• [Working data]
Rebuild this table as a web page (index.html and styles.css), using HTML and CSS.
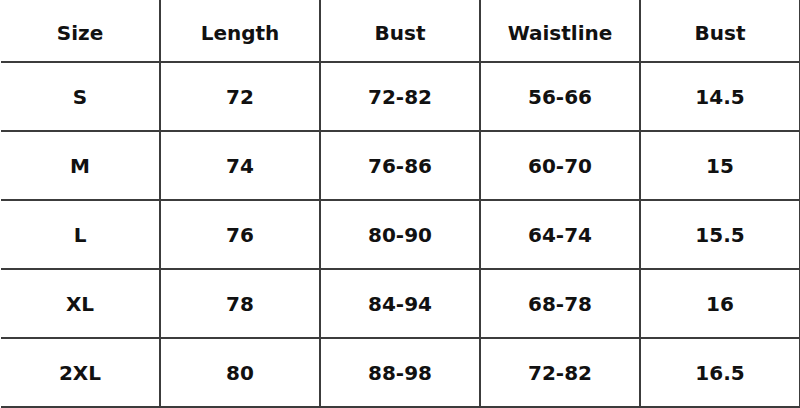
FILE: index.html
```html
<!DOCTYPE html>
<html>
<head>
<meta charset="utf-8">
<link rel="stylesheet" href="styles.css">
</head>
<body>
<div class="chart">
  <div class="cell head">Size</div>
  <div class="cell head">Length</div>
  <div class="cell head">Bust</div>
  <div class="cell head">Waistline</div>
  <div class="cell head">Bust</div>

  <div class="cell">S</div>
  <div class="cell">72</div>
  <div class="cell">72-82</div>
  <div class="cell">56-66</div>
  <div class="cell">14.5</div>

  <div class="cell">M</div>
  <div class="cell">74</div>
  <div class="cell">76-86</div>
  <div class="cell">60-70</div>
  <div class="cell">15</div>

  <div class="cell">L</div>
  <div class="cell">76</div>
  <div class="cell">80-90</div>
  <div class="cell">64-74</div>
  <div class="cell">15.5</div>

  <div class="cell">XL</div>
  <div class="cell">78</div>
  <div class="cell">84-94</div>
  <div class="cell">68-78</div>
  <div class="cell">16</div>

  <div class="cell">2XL</div>
  <div class="cell">80</div>
  <div class="cell">88-98</div>
  <div class="cell">72-82</div>
  <div class="cell">16.5</div>
</div>
</body>
</html>
```

FILE: styles.css
```css
html, body {
  margin: 0;
  padding: 0;
  background: #ffffff;
  overflow: hidden;
}

.chart {
  margin-left: 1px;
  display: grid;
  grid-template-columns: repeat(5, 160px);
  grid-template-rows: 63px;
  grid-auto-rows: 69px;
  font-family: "DejaVu Sans", "Liberation Sans", sans-serif;
  font-weight: bold;
  font-size: 20px;
  color: #111111;
}

.cell {
  box-sizing: border-box;
  border-right: 2px solid #3c3c3c;
  border-bottom: 2px solid #3c3c3c;
  display: flex;
  align-items: center;
  justify-content: center;
}

.head {
  padding-top: 4px;
}
```
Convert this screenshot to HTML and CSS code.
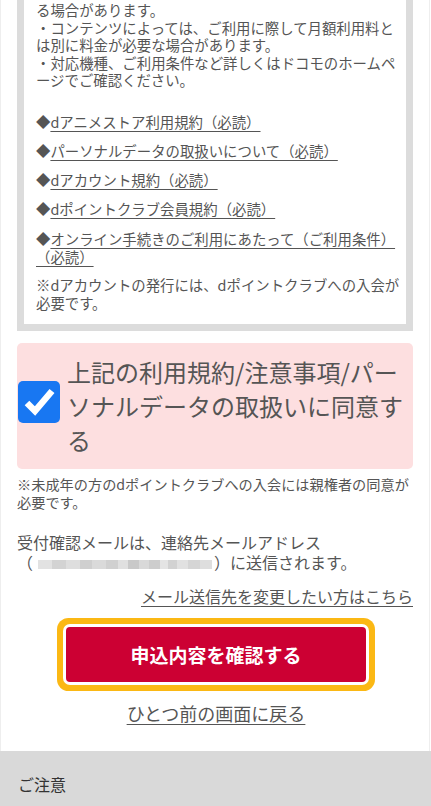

• [Goal of the exercise]
Transcribe the material exactly, leaving every picture out.

• [Solution to this problem]
Rebuild this table as a web page (index.html and styles.css), using HTML and CSS.
FILE: index.html
```html
<!DOCTYPE html>
<html>
<head>
<meta charset="utf-8">
<link rel="stylesheet" href="styles.css">
</head>
<body>
<div class="chart">
  <div class="cell head">Size</div>
  <div class="cell head">Length</div>
  <div class="cell head">Bust</div>
  <div class="cell head">Waistline</div>
  <div class="cell head">Bust</div>

  <div class="cell">S</div>
  <div class="cell">72</div>
  <div class="cell">72-82</div>
  <div class="cell">56-66</div>
  <div class="cell">14.5</div>

  <div class="cell">M</div>
  <div class="cell">74</div>
  <div class="cell">76-86</div>
  <div class="cell">60-70</div>
  <div class="cell">15</div>

  <div class="cell">L</div>
  <div class="cell">76</div>
  <div class="cell">80-90</div>
  <div class="cell">64-74</div>
  <div class="cell">15.5</div>

  <div class="cell">XL</div>
  <div class="cell">78</div>
  <div class="cell">84-94</div>
  <div class="cell">68-78</div>
  <div class="cell">16</div>

  <div class="cell">2XL</div>
  <div class="cell">80</div>
  <div class="cell">88-98</div>
  <div class="cell">72-82</div>
  <div class="cell">16.5</div>
</div>
</body>
</html>
```

FILE: styles.css
```css
html, body {
  margin: 0;
  padding: 0;
  background: #ffffff;
  overflow: hidden;
}

.chart {
  margin-left: 1px;
  display: grid;
  grid-template-columns: repeat(5, 160px);
  grid-template-rows: 63px;
  grid-auto-rows: 69px;
  font-family: "DejaVu Sans", "Liberation Sans", sans-serif;
  font-weight: bold;
  font-size: 20px;
  color: #111111;
}

.cell {
  box-sizing: border-box;
  border-right: 2px solid #3c3c3c;
  border-bottom: 2px solid #3c3c3c;
  display: flex;
  align-items: center;
  justify-content: center;
}

.head {
  padding-top: 4px;
}
```
Convert this screenshot to HTML and CSS code.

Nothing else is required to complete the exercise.